The ceremony is conducted at dusk on the fourteenth of the month of Nissan at a site about eight hundred meters from the mountain’s summit, near a Samarian residential area. The entire community is divided into two groups, assembled at the altar. One accomplishes the actual sacrifice while the other—priests and other communal leaders—engages in prayer. The high priest ascends a large rock and, while reciting the biblical account of the exodus from Egypt, signals the first group to prepare for slaughter the sheep that have been brought to the site. During that procedure, vocal communal prayer is heard. After the slaughter has been approved in terms of compliance with the laws of kashrut, the wool is removed from the sheep, and their intestines—together with those parts of the animals that are inedible according to the laws of kashrut—are cleaned and burned on the altar. After ritual cleaning and kashering (being salted to absorb the blood), for which two hours is set aside, the sheep are placed on spits and carried to pits that have been dug into the ground to serve as ovens. They are roasted for more than six hours, until, at midnight, the people return with bowls or similar vessels. The roasted sheep are removed from the earthen ovens and the meat divided and placed in each of the bowls for the people to take home. There, they consume the “sacrifice” with matza and morror (bitter herbs). Any meat left unconsumed is brought back to the altar and burned. The entre ritual is accompanied not only by vocal prayer intonations with chantlike character, but also by singing and movement.
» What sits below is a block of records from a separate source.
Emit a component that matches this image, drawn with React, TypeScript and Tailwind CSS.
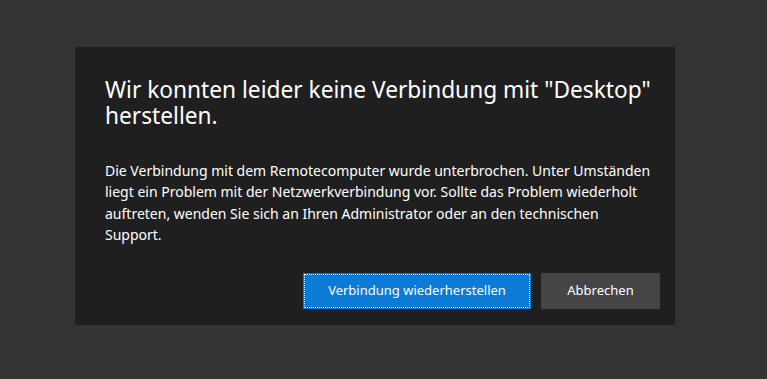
export default function App() {
  return (
    <div className="min-h-[379px] w-full bg-[#333333] pl-[75px] pt-[47px] font-['Noto_Sans',sans-serif]">
      <div className="flex w-[600px] flex-col bg-[#1f1f1f] pb-[16px] pl-[30px] pr-[15px] pt-[30px]">
        <h1 className="w-[555px] text-[22.7px] leading-[26px] text-white">
          Wir konnten leider keine Verbindung mit "Desktop" herstellen.
        </h1>
        <p className="mt-[31px] w-[549px] text-[14px] leading-[21.3px] text-white">
          Die Verbindung mit dem Remotecomputer wurde unterbrochen. Unter Umständen liegt ein Problem mit der
          Netzwerkverbindung vor. Sollte das Problem wiederholt auftreten, wenden Sie sich an Ihren Administrator
          oder an den technischen Support.
        </p>
        <div className="mt-[28px] flex justify-end gap-[10px]">
          <button className="h-[36px] w-[228px] bg-[#0c7bd6] p-px text-[13px] text-white">
            <span className="flex h-full w-full items-center justify-center border border-dotted border-white">
              Verbindung wiederherstellen
            </span>
          </button>
          <button className="h-[36px] w-[119px] bg-[#454545] text-[13px] text-white">Abbrechen</button>
        </div>
      </div>
    </div>
  )
}
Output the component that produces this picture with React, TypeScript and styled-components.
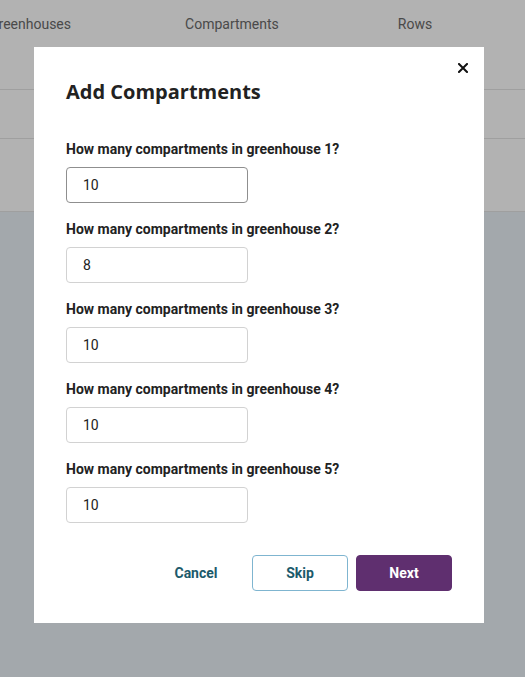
import React from "react";
import styled, { createGlobalStyle } from "styled-components";

const Global = createGlobalStyle`
  html, body { margin: 0; padding: 0; }
  body {
    font-family: Roboto, "Liberation Sans", Arial, sans-serif;
    background: #eaf1f6;
    width: 525px;
    height: 677px;
    overflow: hidden;
  }
  * { box-sizing: border-box; }
`;

const Page = styled.div`
  width: 525px;
  height: 677px;
  display: flex;
  flex-direction: column;
  background: #eaf1f6;
`;

const Header = styled.div`
  background: #ffffff;
  display: flex;
  flex-direction: column;
`;

const Tabs = styled.div`
  height: 90px;
  display: flex;
  align-items: flex-start;
  padding-top: 14px;
  border-bottom: 1px solid #e4e4e4;
  overflow: hidden;
`;

const Tab = styled.div<{ $offset: number }>`
  margin-left: ${(p) => p.$offset}px;
  font-size: 14px;
  line-height: 20px;
  color: #6a6a6a;
  white-space: nowrap;
  flex: none;
`;

const HeaderRow = styled.div<{ $h: number }>`
  height: ${(p) => p.$h}px;
  border-bottom: 1px solid #e4e4e4;
`;

const Overlay = styled.div`
  position: fixed;
  inset: 0;
  background: rgba(0, 0, 0, 0.3);
  padding: 47px 0 0 34px;
`;

const Modal = styled.div`
  position: relative;
  width: 450px;
  background: #ffffff;
  padding: 31px 32px 32px;
  display: flex;
  flex-direction: column;
`;

const Close = styled.button`
  position: absolute;
  top: 14px;
  right: 14px;
  width: 14px;
  height: 14px;
  padding: 0;
  border: none;
  background: transparent;
  display: flex;
  align-items: center;
  justify-content: center;
  cursor: pointer;
`;

const Title = styled.h2`
  margin: 0 0 33px;
  font-family: "Open Sans", "Noto Sans", sans-serif;
  font-weight: 700;
  font-size: 20px;
  line-height: 28px;
  color: #222222;
`;

const Fields = styled.div`
  display: flex;
  flex-direction: column;
  gap: 16px;
`;

const Field = styled.label`
  display: flex;
  flex-direction: column;
  gap: 8px;
`;

const Label = styled.span`
  font-size: 14px;
  line-height: 20px;
  font-weight: 700;
  color: #222222;
`;

const Input = styled.input<{ $active?: boolean }>`
  width: 182px;
  height: 36px;
  padding: 0 16px;
  border: 1px solid ${(p) => (p.$active ? "#8f8f8f" : "#d2d2d2")};
  border-radius: 4px;
  font-family: Roboto, "Liberation Sans", sans-serif;
  font-size: 14px;
  color: #222222;
  background: #ffffff;
  outline: none;
`;

const Actions = styled.div`
  margin-top: 32px;
  display: flex;
  justify-content: flex-end;
  gap: 8px;
`;

const Button = styled.button<{ $variant: "text" | "outline" | "primary" }>`
  width: 96px;
  height: 36px;
  border-radius: 4px;
  font-family: Roboto, "Liberation Sans", sans-serif;
  font-size: 14px;
  font-weight: 700;
  cursor: pointer;
  border: 1px solid
    ${(p) =>
      p.$variant === "outline"
        ? "#7fb5d0"
        : p.$variant === "primary"
        ? "#5f2f6f"
        : "transparent"};
  background: ${(p) => (p.$variant === "primary" ? "#5f2f6f" : "transparent")};
  color: ${(p) => (p.$variant === "primary" ? "#ffffff" : "#1c5a6b")};
`;

const tabs = [
  { label: "Greenhouses", offset: -11 },
  { label: "Compartments", offset: 114 },
  { label: "Rows", offset: 119 },
];

const values = ["10", "8", "10", "10", "10"];

export default function App() {
  return (
    <>
      <Global />
      <Page>
        <Header>
          <Tabs>
            {tabs.map((t) => (
              <Tab key={t.label} $offset={t.offset}>
                {t.label}
              </Tab>
            ))}
          </Tabs>
          <HeaderRow $h={49} />
          <HeaderRow $h={73} />
        </Header>
      </Page>
      <Overlay>
        <Modal role="dialog" aria-label="Add Compartments">
          <Close aria-label="Close">
            <svg width="10" height="10" viewBox="0 0 10 10">
              <path d="M1 1 L9 9 M9 1 L1 9" stroke="#111" strokeWidth="2" strokeLinecap="square" />
            </svg>
          </Close>
          <Title>Add Compartments</Title>
          <Fields>
            {values.map((v, i) => (
              <Field key={i}>
                <Label>How many compartments in greenhouse {i + 1}?</Label>
                <Input $active={i === 0} defaultValue={v} />
              </Field>
            ))}
          </Fields>
          <Actions>
            <Button $variant="text">Cancel</Button>
            <Button $variant="outline">Skip</Button>
            <Button $variant="primary">Next</Button>
          </Actions>
        </Modal>
      </Overlay>
    </>
  );
}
Samaritan Musical Tradition and Danse de Salomé
Achron witnessed this remarkable ceremony on his visit to the Samaritan Pesah celebration in 1924, when he was living in Palestine. And it was then that he made note of the two melodies he used in Danse de Salomé.
Prominent features of Samaritan musical tradition, which is entirely a capella, include a sharply syllabic delivery for texts, within a limited pitch range; another, nonsyllabic style that emphasizes ornamentation; an almost deliberate wavering of pitch as a type of vibrato; strong, clipped sforzando-like accents at high volume; melodic extensions by added syllables (or “filler syllables”); and wide glissandi. Achron has reflected all of these in this work. The rapid syllabic repetitions (on predetermined syllables) specified in the score are highly effective and are developed in creative ways. The glissandi, which occur at various points—sometimes in subtle gradations leading to or from particular pitches—are especially prominent at the end of the piece. And he has infused the whole with ingenious counterpoint that never predominates or obscures the clarity of textures and the open intervals.
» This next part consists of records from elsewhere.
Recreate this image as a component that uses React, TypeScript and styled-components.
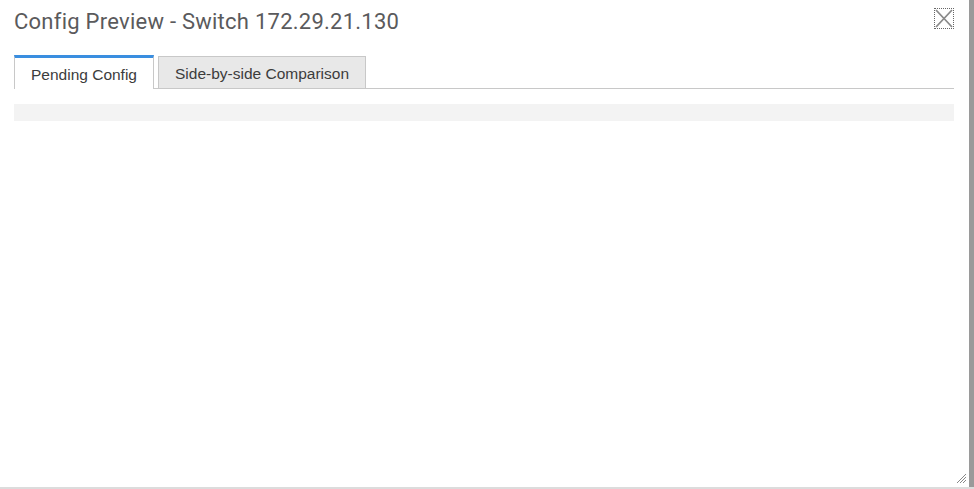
import styled, { createGlobalStyle } from "styled-components";

const Global = createGlobalStyle`
  html, body {
    margin: 0;
    padding: 0;
    background: #fff;
  }
  body {
    font-family: "Liberation Sans", Arial, sans-serif;
  }
`;

const Dialog = styled.div`
  position: relative;
  width: 974px;
  height: 489px;
  box-sizing: border-box;
  display: flex;
  background: #fff;
  border-bottom: 2px solid #dcdcdc;
`;

const Body = styled.div`
  flex: 1;
  display: flex;
  flex-direction: column;
  padding: 0 15px 0 14px;
`;

const ScrollEdge = styled.div`
  width: 5px;
  background: #9a9a9a;
`;

const Header = styled.div`
  display: flex;
  align-items: flex-start;
  justify-content: space-between;
  height: 55px;
`;

const Title = styled.h1`
  margin: 9px 0 0;
  font-family: Roboto, "Liberation Sans", sans-serif;
  font-size: 22px;
  font-weight: 400;
  color: #5a5a5c;
  letter-spacing: 0.25px;
`;

const CloseButton = styled.button`
  margin: 8px 0 0;
  padding: 0;
  width: 20px;
  height: 21px;
  border: 1px dotted #666;
  background: transparent;
  display: flex;
  align-items: center;
  justify-content: center;
  cursor: pointer;
`;

const Tabs = styled.div`
  display: flex;
  align-items: flex-end;
  gap: 4px;
  border-bottom: 1px solid #c8c8c8;
`;

const Tab = styled.div<{ $active?: boolean }>`
  box-sizing: border-box;
  height: ${(p) => (p.$active ? "34px" : "32px")};
  padding: ${(p) => (p.$active ? "2px 16px 0" : "3px 16px 0")};
  display: flex;
  align-items: center;
  font-size: 15.5px;
  color: #3c3c3c;
  background: ${(p) => (p.$active ? "#fff" : "#e8e8e8")};
  border: 1px solid #c8c8c8;
  border-top: ${(p) => (p.$active ? "3px solid #3a8ee0" : "1px solid #c8c8c8")};
  border-bottom: none;
  margin-bottom: ${(p) => (p.$active ? "-1px" : "0")};
`;

const Toolbar = styled.div`
  margin-top: 15px;
  height: 17px;
  background: #f3f3f3;
`;

const Grip = styled.svg`
  position: absolute;
  right: 7px;
  bottom: 3px;
`;

export default function App() {
  return (
    <>
      <Global />
      <Dialog>
        <Body>
          <Header>
            <Title>Config Preview - Switch 172.29.21.130</Title>
            <CloseButton aria-label="close">
              <svg width="18" height="19" viewBox="0 0 18 19">
                <path d="M1 1 L17 18 M17 1 L1 18" stroke="#8a8a8a" strokeWidth="1.8" />
              </svg>
            </CloseButton>
          </Header>
          <Tabs>
            <Tab $active>Pending Config</Tab>
            <Tab>Side-by-side Comparison</Tab>
          </Tabs>
          <Toolbar />
        </Body>
        <ScrollEdge />
        <Grip width="11" height="11" viewBox="0 0 11 11">
          <path d="M10 1 L1 10 M10 4 L4 10 M10 7 L7 10" stroke="#888" strokeWidth="1" />
        </Grip>
      </Dialog>
    </>
  );
}
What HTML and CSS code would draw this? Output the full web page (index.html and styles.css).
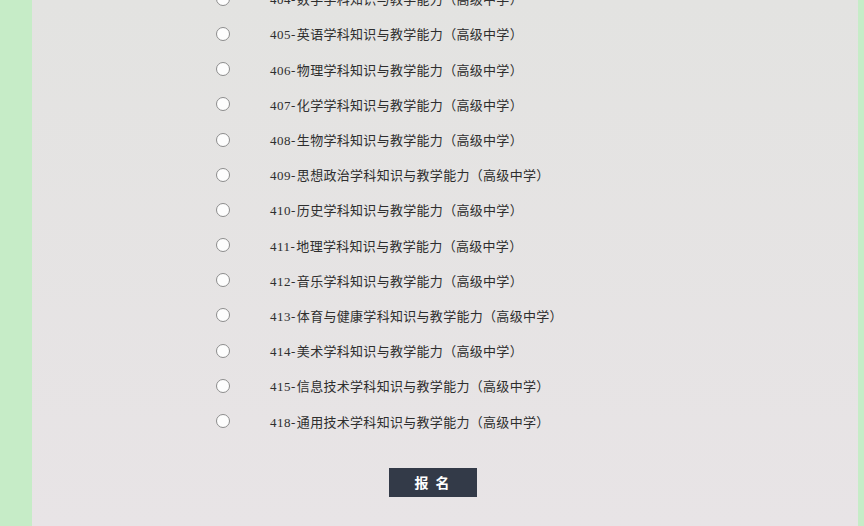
FILE: index.html
```html
<!DOCTYPE html>
<html lang="zh-CN">
<head>
    <meta charset="UTF-8">
    <meta name="viewport" content="width=device-width, initial-scale=1.0">
    <title>报名 - 科目选择</title>
    <link rel="stylesheet" href="styles.css">
</head>
<body>
    <!-- 科目列表 -->
    <div class="panel">
        <ul class="opciones">
            <li><span class="radio"></span><span class="nombre"><span class="codigo">404-</span>数学学科知识与教学能力（高级中学）</span></li>
            <li><span class="radio"></span><span class="nombre"><span class="codigo">405-</span>英语学科知识与教学能力（高级中学）</span></li>
            <li><span class="radio"></span><span class="nombre"><span class="codigo">406-</span>物理学科知识与教学能力（高级中学）</span></li>
            <li><span class="radio"></span><span class="nombre"><span class="codigo">407-</span>化学学科知识与教学能力（高级中学）</span></li>
            <li><span class="radio"></span><span class="nombre"><span class="codigo">408-</span>生物学科知识与教学能力（高级中学）</span></li>
            <li><span class="radio"></span><span class="nombre"><span class="codigo">409-</span>思想政治学科知识与教学能力（高级中学）</span></li>
            <li><span class="radio"></span><span class="nombre"><span class="codigo">410-</span>历史学科知识与教学能力（高级中学）</span></li>
            <li><span class="radio"></span><span class="nombre"><span class="codigo">411-</span>地理学科知识与教学能力（高级中学）</span></li>
            <li><span class="radio"></span><span class="nombre"><span class="codigo">412-</span>音乐学科知识与教学能力（高级中学）</span></li>
            <li><span class="radio"></span><span class="nombre"><span class="codigo">413-</span>体育与健康学科知识与教学能力（高级中学）</span></li>
            <li><span class="radio"></span><span class="nombre"><span class="codigo">414-</span>美术学科知识与教学能力（高级中学）</span></li>
            <li><span class="radio"></span><span class="nombre"><span class="codigo">415-</span>信息技术学科知识与教学能力（高级中学）</span></li>
            <li><span class="radio"></span><span class="nombre"><span class="codigo">418-</span>通用技术学科知识与教学能力（高级中学）</span></li>
        </ul>

        <!-- 报名按钮 -->
        <div class="acciones">
            <button class="btn-registro">报 名</button>
        </div>
    </div>
</body>
</html>
```

FILE: styles.css
```css
/* 全局 */
body {
    margin: 0;
    padding: 0;
    background-color: #c6ecc7;
    font-family: 'Liberation Serif', 'Noto Sans CJK SC', serif;
    color: #333;
    overflow: hidden;
}

.panel {
    display: flow-root;
    margin: 0 6px 0 32px;
    height: 526px;
    background: linear-gradient(#e3e3e1, #e8e4e6);
}

/* 科目列表 */
.opciones {
    list-style: none;
    margin: -18.8px 0 0 0;
    padding: 0 0 0 184px;
}

.opciones li {
    height: 35.2px;
    display: flex;
    align-items: center;
    gap: 40px;
}

.radio {
    width: 12px;
    height: 12px;
    border: 1px solid #8c8c8c;
    border-radius: 50%;
    background-color: #fdfdfd;
    flex-shrink: 0;
}

.nombre {
    font-size: 13px;
    color: #2e2e2e;
    white-space: nowrap;
    letter-spacing: 0.3px;
    text-spacing-trim: space-all;
}

.codigo {
    letter-spacing: 0.5px;
    margin-right: 1px;
}

/* 按钮 */
.acciones {
    padding: 29px 0 0 357px;
}

.btn-registro {
    width: 88px;
    height: 29px;
    background-color: #333a48;
    color: #fff;
    border: none;
    font-family: 'Noto Sans CJK SC', sans-serif;
    font-size: 14px;
    font-weight: bold;
    letter-spacing: 2px;
    cursor: pointer;
}
```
Another important element of Samaritan tradition is a type of parallel organum, said to be accomplished spontaneously in actual Samaritan practice. But Achron has employed it quite deliberately in several passages.
Why Salomé?
The appearance in the title of the New Testament character Salomé, however, is both curious and mysterious, since no such character is part of any Samaritan ritual or tradition.
The Gospels of Matthew (14:6–11) and Mark (6:21–29) refer to Salomé and to the incident with which she is infamously associated—but not by name. In these accounts, Salome—who is named by the 1st-century Jewish historian Josephus (Jewish Antiquities, Book XVIII)—demands and achieves, on instructions from her mother, the death of John the Baptist. She is the daughter of Herodias, who “divorced herself” from her husband (Salome’s father), Philip (Herod Philip). After her “divorce,” Herodias married Herod Antipas, the half brother of her former husband, Herod Philip. (Neither Herod Philip nor Herod Antipas should be confused with the Roman tetrarch Herod the Great.)
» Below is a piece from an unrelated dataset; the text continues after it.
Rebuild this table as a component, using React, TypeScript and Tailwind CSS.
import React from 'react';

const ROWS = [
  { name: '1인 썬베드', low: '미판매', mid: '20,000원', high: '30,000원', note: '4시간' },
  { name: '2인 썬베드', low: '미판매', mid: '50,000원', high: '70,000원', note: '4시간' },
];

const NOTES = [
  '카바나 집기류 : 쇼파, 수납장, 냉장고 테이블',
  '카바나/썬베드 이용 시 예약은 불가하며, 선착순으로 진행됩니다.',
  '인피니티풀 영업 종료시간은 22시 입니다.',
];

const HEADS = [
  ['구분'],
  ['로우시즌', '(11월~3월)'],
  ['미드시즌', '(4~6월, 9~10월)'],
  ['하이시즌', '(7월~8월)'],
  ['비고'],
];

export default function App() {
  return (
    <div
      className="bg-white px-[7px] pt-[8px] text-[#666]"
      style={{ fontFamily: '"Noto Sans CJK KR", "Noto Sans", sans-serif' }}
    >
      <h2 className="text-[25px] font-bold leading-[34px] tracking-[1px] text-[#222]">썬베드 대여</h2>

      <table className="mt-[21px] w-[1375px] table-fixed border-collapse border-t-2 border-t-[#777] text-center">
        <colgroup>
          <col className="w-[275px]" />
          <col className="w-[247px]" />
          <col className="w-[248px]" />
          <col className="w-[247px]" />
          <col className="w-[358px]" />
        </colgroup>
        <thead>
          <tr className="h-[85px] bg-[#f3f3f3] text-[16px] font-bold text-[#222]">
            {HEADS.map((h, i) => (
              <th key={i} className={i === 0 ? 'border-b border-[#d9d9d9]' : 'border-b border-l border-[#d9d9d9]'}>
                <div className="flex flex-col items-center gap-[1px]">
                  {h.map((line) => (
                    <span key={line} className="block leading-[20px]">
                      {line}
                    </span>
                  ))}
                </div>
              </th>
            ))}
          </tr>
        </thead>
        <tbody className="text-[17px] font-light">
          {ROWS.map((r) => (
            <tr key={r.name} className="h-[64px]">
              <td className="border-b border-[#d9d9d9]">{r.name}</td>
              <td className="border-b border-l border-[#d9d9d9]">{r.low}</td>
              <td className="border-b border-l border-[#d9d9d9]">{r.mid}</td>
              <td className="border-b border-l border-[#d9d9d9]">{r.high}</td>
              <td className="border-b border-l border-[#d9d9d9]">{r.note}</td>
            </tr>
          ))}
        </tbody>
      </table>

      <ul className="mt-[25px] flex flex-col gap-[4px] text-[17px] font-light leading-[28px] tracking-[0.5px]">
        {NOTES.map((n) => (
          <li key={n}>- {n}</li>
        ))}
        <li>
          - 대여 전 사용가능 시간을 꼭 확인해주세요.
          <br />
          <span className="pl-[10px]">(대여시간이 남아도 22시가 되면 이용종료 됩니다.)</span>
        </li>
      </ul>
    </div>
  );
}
John the Baptist had severely chastised and condemned Herod for marrying his half brother’s wife (in Mark, Philip is cited simply as Herod’s “brother”). Urged by Herodias, or to pacify her anger (“for the sake of Herodias” in the English translation of the Revised Standard Version), Herod Antipas ordered John the Baptist imprisoned, but Herodias remained outraged (“had a grudge against him [John the Baptist] and wanted to kill him”). The opportunity for revenge came when Salome danced for Herod Antipas at his birthday banquet. He was so pleased (or seduced) by her dancing that as a reward, he offered to grant her any request she might make. When she consulted with her mother, Herodias told her to demand the head of John the Baptist. When she relayed that request as her own to Herod Antipas, he felt he had no choice but to honor his word—especially in front of his guests—and he regretfully had John the Baptist beheaded, had the head brought to him, and gave it to Salome, who gave it to her mother.
One can only speculate that Achron used the name if not the image of Salome here in the most liberal sense—with reference not to the specific New Testament incident, but to the aura of sensuousness that is evoked not only by her very name and by imagining the details of her dancing for Herod, but also by her famous “dance of the seven veils” in Richard Strauss’s opera Salome. And although dance is not a specific art or folk-art parameter of the Samaritan sacrificial ceremony, there is a kind of unchoreographed movement inherent in it—as the ceremony proceeds and the excitement and intensity build. Perhaps Achron sought to interpret or expand this element chorally. Moreover, he obviously intuited a sensuous aspect of the ceremony and its—for him—raw echo of antiquity. This is certainly reflected in the music and the choral intensity of the piece.
Danse de Salomé was commissioned in 1925 for a concert of the Stony Point Ensemble. It was completed in October of that year and premiered the following month at the Metropolitan Opera House in New York.